*Request*. Below is a block of records; repeat all of them exactly.

*Data shown*.
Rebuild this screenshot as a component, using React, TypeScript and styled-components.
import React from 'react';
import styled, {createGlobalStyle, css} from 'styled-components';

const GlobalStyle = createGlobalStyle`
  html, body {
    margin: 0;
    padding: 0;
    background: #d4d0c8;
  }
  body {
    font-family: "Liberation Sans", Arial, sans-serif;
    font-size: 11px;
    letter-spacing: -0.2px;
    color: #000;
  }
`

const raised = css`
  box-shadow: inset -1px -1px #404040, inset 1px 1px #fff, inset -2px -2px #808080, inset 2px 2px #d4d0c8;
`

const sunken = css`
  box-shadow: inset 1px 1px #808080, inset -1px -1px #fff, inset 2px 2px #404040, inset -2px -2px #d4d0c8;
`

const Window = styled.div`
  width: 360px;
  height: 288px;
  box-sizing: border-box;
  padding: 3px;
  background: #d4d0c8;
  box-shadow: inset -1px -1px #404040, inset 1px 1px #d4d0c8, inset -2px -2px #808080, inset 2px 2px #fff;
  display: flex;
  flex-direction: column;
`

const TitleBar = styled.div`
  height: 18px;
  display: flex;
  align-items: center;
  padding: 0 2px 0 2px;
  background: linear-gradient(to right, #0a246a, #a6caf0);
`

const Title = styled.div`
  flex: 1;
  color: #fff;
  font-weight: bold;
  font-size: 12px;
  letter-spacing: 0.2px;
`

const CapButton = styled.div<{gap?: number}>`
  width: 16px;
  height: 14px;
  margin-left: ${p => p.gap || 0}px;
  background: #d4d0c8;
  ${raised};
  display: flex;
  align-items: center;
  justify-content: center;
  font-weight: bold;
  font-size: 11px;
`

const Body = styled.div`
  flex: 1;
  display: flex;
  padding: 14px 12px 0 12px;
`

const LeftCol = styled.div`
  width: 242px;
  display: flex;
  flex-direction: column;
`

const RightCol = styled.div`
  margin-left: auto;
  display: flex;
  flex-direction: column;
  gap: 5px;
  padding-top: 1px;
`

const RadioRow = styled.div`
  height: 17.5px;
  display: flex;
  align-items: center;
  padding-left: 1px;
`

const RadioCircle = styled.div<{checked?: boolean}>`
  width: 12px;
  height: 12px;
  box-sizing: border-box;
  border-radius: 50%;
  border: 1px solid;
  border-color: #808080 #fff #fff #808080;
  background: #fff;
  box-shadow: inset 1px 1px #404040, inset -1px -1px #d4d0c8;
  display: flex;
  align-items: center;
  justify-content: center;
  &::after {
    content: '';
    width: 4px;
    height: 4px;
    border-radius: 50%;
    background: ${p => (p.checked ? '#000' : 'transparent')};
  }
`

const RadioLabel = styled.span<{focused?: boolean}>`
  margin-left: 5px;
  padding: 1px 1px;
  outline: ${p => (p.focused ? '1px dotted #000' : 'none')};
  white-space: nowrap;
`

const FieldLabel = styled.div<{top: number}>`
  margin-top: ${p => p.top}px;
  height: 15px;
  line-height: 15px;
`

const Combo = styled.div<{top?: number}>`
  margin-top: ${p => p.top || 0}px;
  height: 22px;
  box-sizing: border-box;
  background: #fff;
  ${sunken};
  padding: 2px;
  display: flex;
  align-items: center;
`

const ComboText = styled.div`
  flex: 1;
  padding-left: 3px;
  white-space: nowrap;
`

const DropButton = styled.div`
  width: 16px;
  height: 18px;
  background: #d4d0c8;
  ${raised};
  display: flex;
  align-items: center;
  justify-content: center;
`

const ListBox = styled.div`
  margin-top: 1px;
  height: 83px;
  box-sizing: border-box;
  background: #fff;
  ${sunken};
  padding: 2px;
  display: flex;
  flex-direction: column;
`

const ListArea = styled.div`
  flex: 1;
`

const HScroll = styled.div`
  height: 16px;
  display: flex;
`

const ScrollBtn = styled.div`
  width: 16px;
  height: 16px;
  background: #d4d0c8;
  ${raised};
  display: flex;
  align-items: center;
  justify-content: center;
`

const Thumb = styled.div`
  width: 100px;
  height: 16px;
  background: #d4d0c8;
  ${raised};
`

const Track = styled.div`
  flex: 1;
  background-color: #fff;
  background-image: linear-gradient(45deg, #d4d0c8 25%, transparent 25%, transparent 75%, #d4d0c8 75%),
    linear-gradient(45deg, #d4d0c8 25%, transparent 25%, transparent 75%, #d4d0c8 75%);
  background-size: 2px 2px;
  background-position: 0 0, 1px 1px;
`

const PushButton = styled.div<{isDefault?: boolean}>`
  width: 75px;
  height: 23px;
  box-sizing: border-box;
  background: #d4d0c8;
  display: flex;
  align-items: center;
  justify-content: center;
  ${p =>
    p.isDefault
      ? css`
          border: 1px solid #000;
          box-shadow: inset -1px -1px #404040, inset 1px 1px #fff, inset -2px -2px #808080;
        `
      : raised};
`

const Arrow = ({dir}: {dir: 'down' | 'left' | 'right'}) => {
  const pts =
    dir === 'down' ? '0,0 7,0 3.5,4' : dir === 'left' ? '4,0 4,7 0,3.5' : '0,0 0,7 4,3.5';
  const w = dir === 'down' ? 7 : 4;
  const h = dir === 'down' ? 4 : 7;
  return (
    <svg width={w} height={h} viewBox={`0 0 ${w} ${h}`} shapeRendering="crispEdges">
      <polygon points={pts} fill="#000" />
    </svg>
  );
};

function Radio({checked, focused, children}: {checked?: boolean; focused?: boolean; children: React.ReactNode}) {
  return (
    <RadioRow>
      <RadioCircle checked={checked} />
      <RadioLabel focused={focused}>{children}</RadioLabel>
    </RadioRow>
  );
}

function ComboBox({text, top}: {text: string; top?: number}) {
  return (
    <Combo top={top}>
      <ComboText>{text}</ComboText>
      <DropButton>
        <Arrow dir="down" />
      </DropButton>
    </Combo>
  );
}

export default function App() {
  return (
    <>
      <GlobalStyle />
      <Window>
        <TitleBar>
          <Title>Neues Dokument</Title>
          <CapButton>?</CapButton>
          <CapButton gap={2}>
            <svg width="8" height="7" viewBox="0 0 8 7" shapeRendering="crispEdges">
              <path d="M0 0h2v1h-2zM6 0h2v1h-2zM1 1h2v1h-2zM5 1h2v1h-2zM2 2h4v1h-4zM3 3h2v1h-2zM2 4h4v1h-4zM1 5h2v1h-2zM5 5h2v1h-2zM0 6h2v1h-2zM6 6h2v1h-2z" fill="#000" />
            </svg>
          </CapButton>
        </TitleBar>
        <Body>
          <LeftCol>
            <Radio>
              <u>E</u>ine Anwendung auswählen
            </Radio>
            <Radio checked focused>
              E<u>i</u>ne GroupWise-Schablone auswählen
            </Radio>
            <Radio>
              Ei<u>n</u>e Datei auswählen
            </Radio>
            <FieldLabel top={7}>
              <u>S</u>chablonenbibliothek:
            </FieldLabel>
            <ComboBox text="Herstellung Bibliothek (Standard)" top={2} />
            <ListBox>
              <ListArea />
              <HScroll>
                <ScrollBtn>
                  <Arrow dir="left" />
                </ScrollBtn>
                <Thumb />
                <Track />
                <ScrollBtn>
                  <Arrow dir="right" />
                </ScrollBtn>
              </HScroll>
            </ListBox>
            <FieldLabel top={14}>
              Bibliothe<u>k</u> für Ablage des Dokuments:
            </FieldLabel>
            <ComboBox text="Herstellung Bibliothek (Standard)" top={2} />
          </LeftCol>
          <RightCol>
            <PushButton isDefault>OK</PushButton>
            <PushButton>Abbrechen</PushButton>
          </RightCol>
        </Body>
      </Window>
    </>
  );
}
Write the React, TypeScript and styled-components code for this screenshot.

*Answer below*.
Rebuild this screenshot as a component, using React, TypeScript and styled-components.
import React from 'react';
import styled, {createGlobalStyle, css} from 'styled-components';

const GlobalStyle = createGlobalStyle`
  html, body {
    margin: 0;
    padding: 0;
    background: #d4d0c8;
  }
  body {
    font-family: "Liberation Sans", Arial, sans-serif;
    font-size: 11px;
    letter-spacing: -0.2px;
    color: #000;
  }
`

const raised = css`
  box-shadow: inset -1px -1px #404040, inset 1px 1px #fff, inset -2px -2px #808080, inset 2px 2px #d4d0c8;
`

const sunken = css`
  box-shadow: inset 1px 1px #808080, inset -1px -1px #fff, inset 2px 2px #404040, inset -2px -2px #d4d0c8;
`

const Window = styled.div`
  width: 360px;
  height: 288px;
  box-sizing: border-box;
  padding: 3px;
  background: #d4d0c8;
  box-shadow: inset -1px -1px #404040, inset 1px 1px #d4d0c8, inset -2px -2px #808080, inset 2px 2px #fff;
  display: flex;
  flex-direction: column;
`

const TitleBar = styled.div`
  height: 18px;
  display: flex;
  align-items: center;
  padding: 0 2px 0 2px;
  background: linear-gradient(to right, #0a246a, #a6caf0);
`

const Title = styled.div`
  flex: 1;
  color: #fff;
  font-weight: bold;
  font-size: 12px;
  letter-spacing: 0.2px;
`

const CapButton = styled.div<{gap?: number}>`
  width: 16px;
  height: 14px;
  margin-left: ${p => p.gap || 0}px;
  background: #d4d0c8;
  ${raised};
  display: flex;
  align-items: center;
  justify-content: center;
  font-weight: bold;
  font-size: 11px;
`

const Body = styled.div`
  flex: 1;
  display: flex;
  padding: 14px 12px 0 12px;
`

const LeftCol = styled.div`
  width: 242px;
  display: flex;
  flex-direction: column;
`

const RightCol = styled.div`
  margin-left: auto;
  display: flex;
  flex-direction: column;
  gap: 5px;
  padding-top: 1px;
`

const RadioRow = styled.div`
  height: 17.5px;
  display: flex;
  align-items: center;
  padding-left: 1px;
`

const RadioCircle = styled.div<{checked?: boolean}>`
  width: 12px;
  height: 12px;
  box-sizing: border-box;
  border-radius: 50%;
  border: 1px solid;
  border-color: #808080 #fff #fff #808080;
  background: #fff;
  box-shadow: inset 1px 1px #404040, inset -1px -1px #d4d0c8;
  display: flex;
  align-items: center;
  justify-content: center;
  &::after {
    content: '';
    width: 4px;
    height: 4px;
    border-radius: 50%;
    background: ${p => (p.checked ? '#000' : 'transparent')};
  }
`

const RadioLabel = styled.span<{focused?: boolean}>`
  margin-left: 5px;
  padding: 1px 1px;
  outline: ${p => (p.focused ? '1px dotted #000' : 'none')};
  white-space: nowrap;
`

const FieldLabel = styled.div<{top: number}>`
  margin-top: ${p => p.top}px;
  height: 15px;
  line-height: 15px;
`

const Combo = styled.div<{top?: number}>`
  margin-top: ${p => p.top || 0}px;
  height: 22px;
  box-sizing: border-box;
  background: #fff;
  ${sunken};
  padding: 2px;
  display: flex;
  align-items: center;
`

const ComboText = styled.div`
  flex: 1;
  padding-left: 3px;
  white-space: nowrap;
`

const DropButton = styled.div`
  width: 16px;
  height: 18px;
  background: #d4d0c8;
  ${raised};
  display: flex;
  align-items: center;
  justify-content: center;
`

const ListBox = styled.div`
  margin-top: 1px;
  height: 83px;
  box-sizing: border-box;
  background: #fff;
  ${sunken};
  padding: 2px;
  display: flex;
  flex-direction: column;
`

const ListArea = styled.div`
  flex: 1;
`

const HScroll = styled.div`
  height: 16px;
  display: flex;
`

const ScrollBtn = styled.div`
  width: 16px;
  height: 16px;
  background: #d4d0c8;
  ${raised};
  display: flex;
  align-items: center;
  justify-content: center;
`

const Thumb = styled.div`
  width: 100px;
  height: 16px;
  background: #d4d0c8;
  ${raised};
`

const Track = styled.div`
  flex: 1;
  background-color: #fff;
  background-image: linear-gradient(45deg, #d4d0c8 25%, transparent 25%, transparent 75%, #d4d0c8 75%),
    linear-gradient(45deg, #d4d0c8 25%, transparent 25%, transparent 75%, #d4d0c8 75%);
  background-size: 2px 2px;
  background-position: 0 0, 1px 1px;
`

const PushButton = styled.div<{isDefault?: boolean}>`
  width: 75px;
  height: 23px;
  box-sizing: border-box;
  background: #d4d0c8;
  display: flex;
  align-items: center;
  justify-content: center;
  ${p =>
    p.isDefault
      ? css`
          border: 1px solid #000;
          box-shadow: inset -1px -1px #404040, inset 1px 1px #fff, inset -2px -2px #808080;
        `
      : raised};
`

const Arrow = ({dir}: {dir: 'down' | 'left' | 'right'}) => {
  const pts =
    dir === 'down' ? '0,0 7,0 3.5,4' : dir === 'left' ? '4,0 4,7 0,3.5' : '0,0 0,7 4,3.5';
  const w = dir === 'down' ? 7 : 4;
  const h = dir === 'down' ? 4 : 7;
  return (
    <svg width={w} height={h} viewBox={`0 0 ${w} ${h}`} shapeRendering="crispEdges">
      <polygon points={pts} fill="#000" />
    </svg>
  );
};

function Radio({checked, focused, children}: {checked?: boolean; focused?: boolean; children: React.ReactNode}) {
  return (
    <RadioRow>
      <RadioCircle checked={checked} />
      <RadioLabel focused={focused}>{children}</RadioLabel>
    </RadioRow>
  );
}

function ComboBox({text, top}: {text: string; top?: number}) {
  return (
    <Combo top={top}>
      <ComboText>{text}</ComboText>
      <DropButton>
        <Arrow dir="down" />
      </DropButton>
    </Combo>
  );
}

export default function App() {
  return (
    <>
      <GlobalStyle />
      <Window>
        <TitleBar>
          <Title>Neues Dokument</Title>
          <CapButton>?</CapButton>
          <CapButton gap={2}>
            <svg width="8" height="7" viewBox="0 0 8 7" shapeRendering="crispEdges">
              <path d="M0 0h2v1h-2zM6 0h2v1h-2zM1 1h2v1h-2zM5 1h2v1h-2zM2 2h4v1h-4zM3 3h2v1h-2zM2 4h4v1h-4zM1 5h2v1h-2zM5 5h2v1h-2zM0 6h2v1h-2zM6 6h2v1h-2z" fill="#000" />
            </svg>
          </CapButton>
        </TitleBar>
        <Body>
          <LeftCol>
            <Radio>
              <u>E</u>ine Anwendung auswählen
            </Radio>
            <Radio checked focused>
              E<u>i</u>ne GroupWise-Schablone auswählen
            </Radio>
            <Radio>
              Ei<u>n</u>e Datei auswählen
            </Radio>
            <FieldLabel top={7}>
              <u>S</u>chablonenbibliothek:
            </FieldLabel>
            <ComboBox text="Herstellung Bibliothek (Standard)" top={2} />
            <ListBox>
              <ListArea />
              <HScroll>
                <ScrollBtn>
                  <Arrow dir="left" />
                </ScrollBtn>
                <Thumb />
                <Track />
                <ScrollBtn>
                  <Arrow dir="right" />
                </ScrollBtn>
              </HScroll>
            </ListBox>
            <FieldLabel top={14}>
              Bibliothe<u>k</u> für Ablage des Dokuments:
            </FieldLabel>
            <ComboBox text="Herstellung Bibliothek (Standard)" top={2} />
          </LeftCol>
          <RightCol>
            <PushButton isDefault>OK</PushButton>
            <PushButton>Abbrechen</PushButton>
          </RightCol>
        </Body>
      </Window>
    </>
  );
}
Write the React, TypeScript and styled-components code for this screenshot.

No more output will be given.